(Exercise aim) Return each line of the data below exactly, omitting any pictures.

(Dataset content)

☆ ☆ ☆ ☆

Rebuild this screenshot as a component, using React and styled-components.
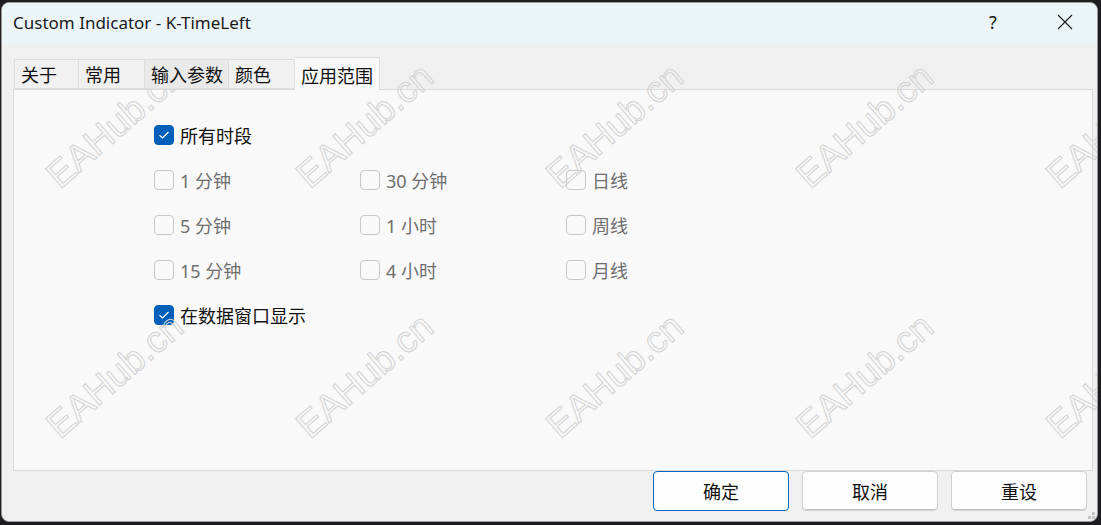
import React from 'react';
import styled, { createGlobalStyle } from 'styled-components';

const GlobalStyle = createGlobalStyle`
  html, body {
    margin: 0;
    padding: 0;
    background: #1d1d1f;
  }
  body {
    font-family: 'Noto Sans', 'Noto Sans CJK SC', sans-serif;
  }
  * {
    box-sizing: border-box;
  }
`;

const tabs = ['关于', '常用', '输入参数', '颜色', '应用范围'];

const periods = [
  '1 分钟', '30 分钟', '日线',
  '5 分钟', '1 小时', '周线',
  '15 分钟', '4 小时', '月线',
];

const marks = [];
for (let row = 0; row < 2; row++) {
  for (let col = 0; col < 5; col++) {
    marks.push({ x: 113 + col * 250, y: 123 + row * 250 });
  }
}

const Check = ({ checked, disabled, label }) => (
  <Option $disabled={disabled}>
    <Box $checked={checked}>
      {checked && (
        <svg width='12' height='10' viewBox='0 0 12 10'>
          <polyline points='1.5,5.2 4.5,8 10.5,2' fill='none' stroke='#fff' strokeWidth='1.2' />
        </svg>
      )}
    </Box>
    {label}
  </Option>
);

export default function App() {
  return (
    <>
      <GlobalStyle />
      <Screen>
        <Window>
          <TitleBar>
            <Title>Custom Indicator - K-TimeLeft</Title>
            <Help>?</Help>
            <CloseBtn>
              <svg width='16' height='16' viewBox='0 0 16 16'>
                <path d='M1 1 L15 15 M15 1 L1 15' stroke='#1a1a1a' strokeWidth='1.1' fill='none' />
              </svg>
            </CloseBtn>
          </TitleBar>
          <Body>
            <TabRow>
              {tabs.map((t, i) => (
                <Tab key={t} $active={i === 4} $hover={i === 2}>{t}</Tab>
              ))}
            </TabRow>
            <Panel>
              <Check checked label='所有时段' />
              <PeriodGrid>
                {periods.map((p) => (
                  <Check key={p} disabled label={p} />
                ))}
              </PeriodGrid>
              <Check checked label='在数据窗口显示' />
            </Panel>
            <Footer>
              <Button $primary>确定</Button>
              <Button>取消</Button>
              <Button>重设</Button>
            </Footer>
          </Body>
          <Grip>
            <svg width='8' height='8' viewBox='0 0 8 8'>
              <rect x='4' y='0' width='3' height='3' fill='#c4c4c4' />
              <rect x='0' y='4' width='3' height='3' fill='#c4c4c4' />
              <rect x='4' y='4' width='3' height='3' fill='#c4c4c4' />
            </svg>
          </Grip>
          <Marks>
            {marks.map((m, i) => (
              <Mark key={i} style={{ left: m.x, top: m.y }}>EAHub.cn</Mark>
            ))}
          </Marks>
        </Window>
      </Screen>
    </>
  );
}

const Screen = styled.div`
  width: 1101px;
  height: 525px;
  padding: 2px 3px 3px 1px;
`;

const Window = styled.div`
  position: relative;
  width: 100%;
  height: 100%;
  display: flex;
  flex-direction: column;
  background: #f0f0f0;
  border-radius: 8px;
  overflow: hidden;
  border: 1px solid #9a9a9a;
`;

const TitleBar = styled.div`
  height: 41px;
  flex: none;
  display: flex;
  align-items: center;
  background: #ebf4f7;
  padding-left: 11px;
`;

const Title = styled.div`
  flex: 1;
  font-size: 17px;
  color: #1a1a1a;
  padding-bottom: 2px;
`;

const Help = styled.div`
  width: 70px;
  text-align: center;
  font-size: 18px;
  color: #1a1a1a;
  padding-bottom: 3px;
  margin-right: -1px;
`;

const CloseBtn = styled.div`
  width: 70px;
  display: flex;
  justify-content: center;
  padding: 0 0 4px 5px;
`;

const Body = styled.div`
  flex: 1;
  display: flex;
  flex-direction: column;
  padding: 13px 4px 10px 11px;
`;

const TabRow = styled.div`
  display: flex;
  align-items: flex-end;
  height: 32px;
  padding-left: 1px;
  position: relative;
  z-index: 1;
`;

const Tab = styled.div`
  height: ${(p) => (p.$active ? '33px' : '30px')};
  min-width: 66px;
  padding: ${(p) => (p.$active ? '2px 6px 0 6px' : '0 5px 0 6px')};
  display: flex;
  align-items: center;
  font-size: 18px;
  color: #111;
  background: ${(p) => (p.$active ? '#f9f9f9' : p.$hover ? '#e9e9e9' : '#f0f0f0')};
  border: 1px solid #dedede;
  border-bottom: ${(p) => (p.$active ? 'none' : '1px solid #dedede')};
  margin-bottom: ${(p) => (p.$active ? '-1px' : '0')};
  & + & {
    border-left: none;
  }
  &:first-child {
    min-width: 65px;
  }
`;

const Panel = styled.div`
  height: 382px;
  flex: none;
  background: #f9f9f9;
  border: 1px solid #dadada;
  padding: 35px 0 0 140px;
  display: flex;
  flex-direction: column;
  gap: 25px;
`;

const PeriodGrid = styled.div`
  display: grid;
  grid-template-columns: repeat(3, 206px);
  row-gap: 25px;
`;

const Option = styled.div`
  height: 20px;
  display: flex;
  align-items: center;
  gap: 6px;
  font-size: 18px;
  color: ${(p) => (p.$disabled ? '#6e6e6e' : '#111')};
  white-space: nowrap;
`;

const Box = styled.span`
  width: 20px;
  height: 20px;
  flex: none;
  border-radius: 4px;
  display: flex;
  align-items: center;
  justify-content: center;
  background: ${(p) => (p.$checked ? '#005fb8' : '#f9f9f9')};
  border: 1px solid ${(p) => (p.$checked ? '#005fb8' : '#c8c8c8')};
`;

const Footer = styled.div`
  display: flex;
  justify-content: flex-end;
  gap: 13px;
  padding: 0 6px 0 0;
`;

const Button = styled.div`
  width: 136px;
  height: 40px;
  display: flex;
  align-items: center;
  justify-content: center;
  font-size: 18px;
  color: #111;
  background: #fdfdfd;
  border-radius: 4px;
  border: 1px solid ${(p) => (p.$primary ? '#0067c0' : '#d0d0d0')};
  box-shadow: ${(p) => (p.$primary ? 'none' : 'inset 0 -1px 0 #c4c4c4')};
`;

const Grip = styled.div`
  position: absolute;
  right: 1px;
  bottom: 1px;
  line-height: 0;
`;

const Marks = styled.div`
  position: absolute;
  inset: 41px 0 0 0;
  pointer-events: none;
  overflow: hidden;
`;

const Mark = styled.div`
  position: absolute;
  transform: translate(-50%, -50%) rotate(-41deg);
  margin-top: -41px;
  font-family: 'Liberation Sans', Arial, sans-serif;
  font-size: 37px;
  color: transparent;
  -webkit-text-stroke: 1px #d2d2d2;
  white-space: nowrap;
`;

☆ ☆ ☆ ☆

(Full answer)
Rebuild this screenshot as a component, using React and styled-components.
import React from 'react';
import styled, { createGlobalStyle } from 'styled-components';

const GlobalStyle = createGlobalStyle`
  html, body {
    margin: 0;
    padding: 0;
    background: #1d1d1f;
  }
  body {
    font-family: 'Noto Sans', 'Noto Sans CJK SC', sans-serif;
  }
  * {
    box-sizing: border-box;
  }
`;

const tabs = ['关于', '常用', '输入参数', '颜色', '应用范围'];

const periods = [
  '1 分钟', '30 分钟', '日线',
  '5 分钟', '1 小时', '周线',
  '15 分钟', '4 小时', '月线',
];

const marks = [];
for (let row = 0; row < 2; row++) {
  for (let col = 0; col < 5; col++) {
    marks.push({ x: 113 + col * 250, y: 123 + row * 250 });
  }
}

const Check = ({ checked, disabled, label }) => (
  <Option $disabled={disabled}>
    <Box $checked={checked}>
      {checked && (
        <svg width='12' height='10' viewBox='0 0 12 10'>
          <polyline points='1.5,5.2 4.5,8 10.5,2' fill='none' stroke='#fff' strokeWidth='1.2' />
        </svg>
      )}
    </Box>
    {label}
  </Option>
);

export default function App() {
  return (
    <>
      <GlobalStyle />
      <Screen>
        <Window>
          <TitleBar>
            <Title>Custom Indicator - K-TimeLeft</Title>
            <Help>?</Help>
            <CloseBtn>
              <svg width='16' height='16' viewBox='0 0 16 16'>
                <path d='M1 1 L15 15 M15 1 L1 15' stroke='#1a1a1a' strokeWidth='1.1' fill='none' />
              </svg>
            </CloseBtn>
          </TitleBar>
          <Body>
            <TabRow>
              {tabs.map((t, i) => (
                <Tab key={t} $active={i === 4} $hover={i === 2}>{t}</Tab>
              ))}
            </TabRow>
            <Panel>
              <Check checked label='所有时段' />
              <PeriodGrid>
                {periods.map((p) => (
                  <Check key={p} disabled label={p} />
                ))}
              </PeriodGrid>
              <Check checked label='在数据窗口显示' />
            </Panel>
            <Footer>
              <Button $primary>确定</Button>
              <Button>取消</Button>
              <Button>重设</Button>
            </Footer>
          </Body>
          <Grip>
            <svg width='8' height='8' viewBox='0 0 8 8'>
              <rect x='4' y='0' width='3' height='3' fill='#c4c4c4' />
              <rect x='0' y='4' width='3' height='3' fill='#c4c4c4' />
              <rect x='4' y='4' width='3' height='3' fill='#c4c4c4' />
            </svg>
          </Grip>
          <Marks>
            {marks.map((m, i) => (
              <Mark key={i} style={{ left: m.x, top: m.y }}>EAHub.cn</Mark>
            ))}
          </Marks>
        </Window>
      </Screen>
    </>
  );
}

const Screen = styled.div`
  width: 1101px;
  height: 525px;
  padding: 2px 3px 3px 1px;
`;

const Window = styled.div`
  position: relative;
  width: 100%;
  height: 100%;
  display: flex;
  flex-direction: column;
  background: #f0f0f0;
  border-radius: 8px;
  overflow: hidden;
  border: 1px solid #9a9a9a;
`;

const TitleBar = styled.div`
  height: 41px;
  flex: none;
  display: flex;
  align-items: center;
  background: #ebf4f7;
  padding-left: 11px;
`;

const Title = styled.div`
  flex: 1;
  font-size: 17px;
  color: #1a1a1a;
  padding-bottom: 2px;
`;

const Help = styled.div`
  width: 70px;
  text-align: center;
  font-size: 18px;
  color: #1a1a1a;
  padding-bottom: 3px;
  margin-right: -1px;
`;

const CloseBtn = styled.div`
  width: 70px;
  display: flex;
  justify-content: center;
  padding: 0 0 4px 5px;
`;

const Body = styled.div`
  flex: 1;
  display: flex;
  flex-direction: column;
  padding: 13px 4px 10px 11px;
`;

const TabRow = styled.div`
  display: flex;
  align-items: flex-end;
  height: 32px;
  padding-left: 1px;
  position: relative;
  z-index: 1;
`;

const Tab = styled.div`
  height: ${(p) => (p.$active ? '33px' : '30px')};
  min-width: 66px;
  padding: ${(p) => (p.$active ? '2px 6px 0 6px' : '0 5px 0 6px')};
  display: flex;
  align-items: center;
  font-size: 18px;
  color: #111;
  background: ${(p) => (p.$active ? '#f9f9f9' : p.$hover ? '#e9e9e9' : '#f0f0f0')};
  border: 1px solid #dedede;
  border-bottom: ${(p) => (p.$active ? 'none' : '1px solid #dedede')};
  margin-bottom: ${(p) => (p.$active ? '-1px' : '0')};
  & + & {
    border-left: none;
  }
  &:first-child {
    min-width: 65px;
  }
`;

const Panel = styled.div`
  height: 382px;
  flex: none;
  background: #f9f9f9;
  border: 1px solid #dadada;
  padding: 35px 0 0 140px;
  display: flex;
  flex-direction: column;
  gap: 25px;
`;

const PeriodGrid = styled.div`
  display: grid;
  grid-template-columns: repeat(3, 206px);
  row-gap: 25px;
`;

const Option = styled.div`
  height: 20px;
  display: flex;
  align-items: center;
  gap: 6px;
  font-size: 18px;
  color: ${(p) => (p.$disabled ? '#6e6e6e' : '#111')};
  white-space: nowrap;
`;

const Box = styled.span`
  width: 20px;
  height: 20px;
  flex: none;
  border-radius: 4px;
  display: flex;
  align-items: center;
  justify-content: center;
  background: ${(p) => (p.$checked ? '#005fb8' : '#f9f9f9')};
  border: 1px solid ${(p) => (p.$checked ? '#005fb8' : '#c8c8c8')};
`;

const Footer = styled.div`
  display: flex;
  justify-content: flex-end;
  gap: 13px;
  padding: 0 6px 0 0;
`;

const Button = styled.div`
  width: 136px;
  height: 40px;
  display: flex;
  align-items: center;
  justify-content: center;
  font-size: 18px;
  color: #111;
  background: #fdfdfd;
  border-radius: 4px;
  border: 1px solid ${(p) => (p.$primary ? '#0067c0' : '#d0d0d0')};
  box-shadow: ${(p) => (p.$primary ? 'none' : 'inset 0 -1px 0 #c4c4c4')};
`;

const Grip = styled.div`
  position: absolute;
  right: 1px;
  bottom: 1px;
  line-height: 0;
`;

const Marks = styled.div`
  position: absolute;
  inset: 41px 0 0 0;
  pointer-events: none;
  overflow: hidden;
`;

const Mark = styled.div`
  position: absolute;
  transform: translate(-50%, -50%) rotate(-41deg);
  margin-top: -41px;
  font-family: 'Liberation Sans', Arial, sans-serif;
  font-size: 37px;
  color: transparent;
  -webkit-text-stroke: 1px #d2d2d2;
  white-space: nowrap;
`;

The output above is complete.